begin Data excerpt

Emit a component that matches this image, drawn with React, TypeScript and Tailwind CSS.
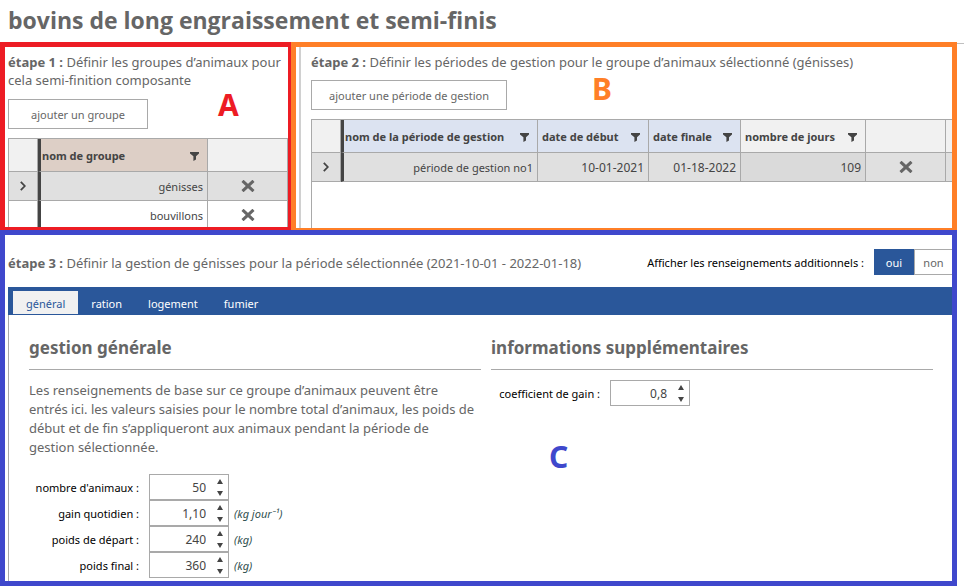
import { useState, type ReactNode } from 'react';

function FilterIcon() {
  return (
    <svg viewBox="0 0 9 9" className="h-[9px] w-[9px] shrink-0 fill-[#444444]" aria-hidden="true">
      <path d="M0 0H9V1.6L6 4.3V7.6L3.4 9V4.3L0 1.6Z" />
    </svg>
  );
}

function RemoveButton({ label }: { label: string }) {
  return (
    <button type="button" aria-label={label} className="mx-auto flex h-5 w-5 items-center justify-center">
      <svg viewBox="0 0 14 12" className="h-3 w-3.5" fill="none" stroke="#666666" strokeWidth="3" aria-hidden="true">
        <path d="M1.5 0.8L12.5 11.2M12.5 0.8L1.5 11.2" />
      </svg>
    </button>
  );
}

function ExpandButton({ label }: { label: string }) {
  return (
    <button type="button" aria-label={label} className="mx-auto flex h-5 w-5 items-center justify-center">
      <svg viewBox="0 0 6 10" className="h-2.5 w-1.5" fill="none" stroke="#444444" strokeWidth="1.8" aria-hidden="true">
        <path d="M0.8 0.8L4.8 5L0.8 9.2" />
      </svg>
    </button>
  );
}

function HeaderCell({ children, tone }: { children: ReactNode; tone: string }) {
  return (
    <th scope="col" className={`h-[33px] border-r border-b border-[#a9a9a9] px-1 pt-0.5 text-left font-bold whitespace-nowrap ${tone}`}>
      <span className="flex items-center justify-between pr-1">
        {children}
        <FilterIcon />
      </span>
    </th>
  );
}

function Spinner({ id, initial, step, digits }: { id: string; initial: number; step: number; digits: number }) {
  const [value, setValue] = useState(initial);
  return (
    <span className="flex h-[26px] w-20 border border-[#a9a9a9] bg-white">
      <input
        id={id}
        value={value.toFixed(digits).replace('.', ',')}
        onChange={(e) => {
          const next = Number(e.target.value.replace(',', '.'));
          if (!Number.isNaN(next)) setValue(next);
        }}
        className="w-14 min-w-0 pt-0.5 text-right text-[12px] text-[#444444] outline-none"
      />
      <span className="ml-auto flex w-4 flex-col">
        <button type="button" aria-label="augmenter" onClick={() => setValue(value + step)} className="flex flex-1 items-center justify-center">
          <svg viewBox="0 0 6 5" className="h-[5px] w-1.5 fill-[#444444]" aria-hidden="true">
            <path d="M3 0L6 5H0Z" />
          </svg>
        </button>
        <button type="button" aria-label="diminuer" onClick={() => setValue(value - step)} className="flex flex-1 items-center justify-center">
          <svg viewBox="0 0 6 5" className="h-[5px] w-1.5 fill-[#444444]" aria-hidden="true">
            <path d="M0 0H6L3 5Z" />
          </svg>
        </button>
      </span>
    </span>
  );
}

const tabs = ['général', 'ration', 'logement', 'fumier'];
const groups = ['génisses', 'bouvillons'];

const fields = [
  { id: 'nombre', label: "nombre d'animaux :", value: 50, step: 1, digits: 0, unit: '' },
  { id: 'gain', label: 'gain quotidien :', value: 1.1, step: 0.1, digits: 2, unit: '(kg jour⁻¹)' },
  { id: 'depart', label: 'poids de départ :', value: 240, step: 1, digits: 0, unit: '(kg)' },
  { id: 'final', label: 'poids final :', value: 360, step: 1, digits: 0, unit: '(kg)' },
];

function GroupsPanel() {
  return (
    <section className="relative overflow-hidden border-t-[5px] border-r-[3px] border-b-[3px] border-l-[5px] border-[#ed1c24] pt-1.5 pl-[3px]">
      <p className="text-[13px] leading-[18px]">
        <b>étape 1 :</b> Définir les groupes d’animaux pour cela semi-finition composante
      </p>
      <button type="button" className="mt-2.5 block h-[30px] w-[140px] border border-[#a9a9a9] bg-white pt-0.5 text-[11px]">
        ajouter un groupe
      </button>
      <table className="mt-[9px] w-full table-fixed border-separate border-spacing-0 border-t border-l border-[#a9a9a9] text-[11px] text-[#444444]">
        <colgroup>
          <col className="w-[29px]" />
          <col />
          <col className="w-20" />
        </colgroup>
        <thead>
          <tr>
            <td className="border-r border-b border-[#a9a9a9] bg-[#f1f1f1]" />
            <th scope="col" className="h-[33px] border-r border-b border-l-[3px] border-r-[#a9a9a9] border-b-[#a9a9a9] border-l-[#444444] bg-[#ddcfc6] pt-0.5 pr-2 pl-px text-left font-bold">
              <span className="flex items-center justify-between">
                nom de groupe
                <FilterIcon />
              </span>
            </th>
            <td className="border-r border-b border-[#a9a9a9] bg-[#f1f1f1]" />
          </tr>
        </thead>
        <tbody>
          {groups.map((name, i) => (
            <tr key={name} className={i === 0 ? 'bg-[#e0e0e0]' : 'bg-white'}>
              <td className="h-[29px] border-r border-b border-[#a9a9a9]">{i === 0 && <ExpandButton label={`ouvrir ${name}`} />}</td>
              <td className="border-r border-b border-l-[3px] border-r-[#a9a9a9] border-b-[#a9a9a9] border-l-[#444444] pt-0.5 pr-1 text-right">{name}</td>
              <td className="border-r border-b border-[#a9a9a9]">
                <RemoveButton label={`supprimer ${name}`} />
              </td>
            </tr>
          ))}
        </tbody>
      </table>
      <span className="absolute top-[43px] left-[213px] text-[30px] leading-[30px] font-bold text-[#ed1c24]">A</span>
    </section>
  );
}

function PeriodsPanel() {
  return (
    <section className="relative flex overflow-hidden border-[5px] border-b-2 border-[#ff7f27] pl-[3px]">
      <div className="flex min-w-0 flex-1 flex-col border-l-2 border-[#d0d0d0] pt-1.5 pl-2.5">
        <p className="text-[13px] leading-[18px]">
          <b>étape 2 :</b> Définir les périodes de gestion pour le groupe d’animaux sélectionné (génisses)
        </p>
        <button type="button" className="mt-[9px] block h-[30px] w-[196px] shrink-0 border border-[#a9a9a9] bg-white pt-0.5 text-[11px]">
          ajouter une période de gestion
        </button>
        <div className="mt-[9px] flex-1 border-t border-l border-[#a9a9a9]">
          <table className="w-full table-fixed border-separate border-spacing-0 text-[11px] text-[#444444]">
            <colgroup>
              <col className="w-[29px]" />
              <col className="w-[197px]" />
              <col className="w-[111px]" />
              <col className="w-[92px]" />
              <col className="w-[125px]" />
              <col className="w-20" />
              <col />
            </colgroup>
            <thead>
              <tr>
                <td className="border-r border-b border-[#a9a9a9] bg-[#f1f1f1]" />
                <th scope="col" className="h-[33px] border-r border-b border-l-[3px] border-r-[#a9a9a9] border-b-[#a9a9a9] border-l-[#444444] bg-[#dce3f1] pt-0.5 pr-2 pl-px text-left font-bold whitespace-nowrap">
                  <span className="flex items-center justify-between">
                    nom de la période de gestion
                    <FilterIcon />
                  </span>
                </th>
                <HeaderCell tone="bg-[#dce3f1]">date de début</HeaderCell>
                <HeaderCell tone="bg-[#dce3f1]">date finale</HeaderCell>
                <HeaderCell tone="bg-[#f1f1f1]">nombre de jours</HeaderCell>
                <td className="border-r border-b border-[#a9a9a9] bg-[#f1f1f1]" />
                <td className="border-b border-[#a9a9a9] bg-[#f1f1f1]" />
              </tr>
            </thead>
            <tbody>
              <tr className="bg-[#e0e0e0] text-right">
                <td className="h-[29px] border-r border-b border-[#a9a9a9]">
                  <ExpandButton label="ouvrir la période" />
                </td>
                <td className="border-r border-b border-l-[3px] border-r-[#a9a9a9] border-b-[#a9a9a9] border-l-[#444444] pt-0.5 pr-1">période de gestion no1</td>
                <td className="border-r border-b border-[#a9a9a9] pt-0.5 pr-1 text-[12px]">10-01-2021</td>
                <td className="border-r border-b border-[#a9a9a9] pt-0.5 pr-1 text-[12px]">01-18-2022</td>
                <td className="border-r border-b border-[#a9a9a9] bg-[#dadada] pt-0.5 pr-1 text-[12px]">109</td>
                <td className="border-r border-b border-[#a9a9a9]">
                  <RemoveButton label="supprimer la période" />
                </td>
                <td className="border-b border-[#a9a9a9]" />
              </tr>
            </tbody>
          </table>
        </div>
      </div>
      <span className="absolute top-[27px] left-[296px] text-[30px] leading-[30px] font-bold text-[#ff7f27]">B</span>
    </section>
  );
}

function ManagementPanel() {
  const [tab, setTab] = useState('général');
  const [extra, setExtra] = useState(true);
  return (
    <section className="relative col-span-2 border-[5px] border-[#3f48cc] pt-3.5 pl-[3px]">
      <div className="flex h-[26px] items-center">
        <p className="pt-0.5 text-[13px] leading-[18px]">
          <b>étape 3 :</b> Définir la gestion de génisses pour la période sélectionnée (2021-10-01 - 2022-01-18)
        </p>
        <div role="group" aria-labelledby="extra-label" className="ml-auto flex items-center text-[11px]">
          <span id="extra-label" className="mr-2.5 pt-0.5 text-black">
            Afficher les renseignements additionnels :
          </span>
          <button
            type="button"
            aria-pressed={extra}
            onClick={() => setExtra(true)}
            className={`h-[26px] w-10 pt-0.5 ${extra ? 'bg-[#2a579a] text-white' : 'border border-[#a9a9a9] bg-white'}`}
          >
            oui
          </button>
          <button
            type="button"
            aria-pressed={!extra}
            onClick={() => setExtra(false)}
            className={`h-[26px] w-[38px] pt-0.5 ${extra ? 'border border-r-0 border-[#a9a9a9] bg-white' : 'bg-[#2a579a] text-white'}`}
          >
            non
          </button>
        </div>
      </div>
      <div role="tablist" className="mt-3 flex h-7 items-end bg-[#2a579a] pt-1 pb-px pl-[5px] text-[11px]">
        {tabs.map((name) => (
          <button
            key={name}
            type="button"
            role="tab"
            aria-selected={tab === name}
            onClick={() => setTab(name)}
            className={`h-full px-[13px] pt-1 ${tab === name ? 'bg-[#f1f1f1] text-[#2a579a]' : 'text-white'}`}
          >
            {name}
          </button>
        ))}
      </div>
      <div role="tabpanel" className="grid grid-cols-[452px_1fr] gap-x-2.5 border-l border-[#a9a9a9] pt-5 pr-[19px] pb-[3px] pl-5">
        <div>
          <h2 className="h-[35px] border-b border-[#a9a9a9] text-[17px] leading-[26px] font-bold">gestion générale</h2>
          <p className="mt-[11px] pr-1 text-[13px] leading-[19px]">
            Les renseignements de base sur ce groupe d’animaux peuvent être entrés ici. les valeurs saisies pour le nombre total
            d’animaux, les poids de début et de fin s’appliqueront aux animaux pendant la période de gestion sélectionnée.
          </p>
          <div className="mt-[17px]">
            {fields.map((f) => (
              <div key={f.id} className="flex items-center text-[11px]">
                <label htmlFor={f.id} className="mr-2.5 w-[110px] pt-0.5 text-right whitespace-nowrap text-black">
                  {f.label}
                </label>
                <Spinner id={f.id} initial={f.value} step={f.step} digits={f.digits} />
                <span className="ml-[5px] pt-0.5 text-[#2f4f4f] italic">{f.unit}</span>
              </div>
            ))}
          </div>
        </div>
        <div>
          <h2 className="h-[35px] border-b border-[#a9a9a9] text-[17px] leading-[26px] font-bold">informations supplémentaires</h2>
          <div className="mt-2.5 flex items-center text-[11px]">
            <label htmlFor="coef" className="mr-2.5 w-[109px] pt-0.5 text-right whitespace-nowrap text-black">
              coefficient de gain :
            </label>
            <Spinner id="coef" initial={0.8} step={0.1} digits={1} />
          </div>
        </div>
      </div>
      <span className="absolute top-[207px] left-[544px] text-[30px] leading-[30px] font-bold text-[#3f48cc]">C</span>
    </section>
  );
}

export default function App() {
  return (
    <main className="bg-white font-['Noto_Sans','Open_Sans',sans-serif] text-[#666666]">
      <h1 className="h-[42px] pl-2 font-['Open_Sans','Noto_Sans',sans-serif] text-[23px] leading-[41px] font-bold">bovins de long engraissement et semi-finis</h1>
      <div className="flex">
        <div className="grid min-w-0 flex-1 grid-cols-[291px_1fr] grid-rows-[188px_auto]">
          <GroupsPanel />
          <PeriodsPanel />
          <ManagementPanel />
        </div>
        <div className="mt-px w-[7px] border-t border-[#c0c0c0]" />
      </div>
    </main>
  );
}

end Data excerpt

Exercise directions:
From the first line of the listing above, repeat every line through the one holding "useState, type ReactNode". Both ends count, and pictures stay out.

Answer:
Emit a component that matches this image, drawn with React, TypeScript and Tailwind CSS.
import { useState, type ReactNode } from 'react';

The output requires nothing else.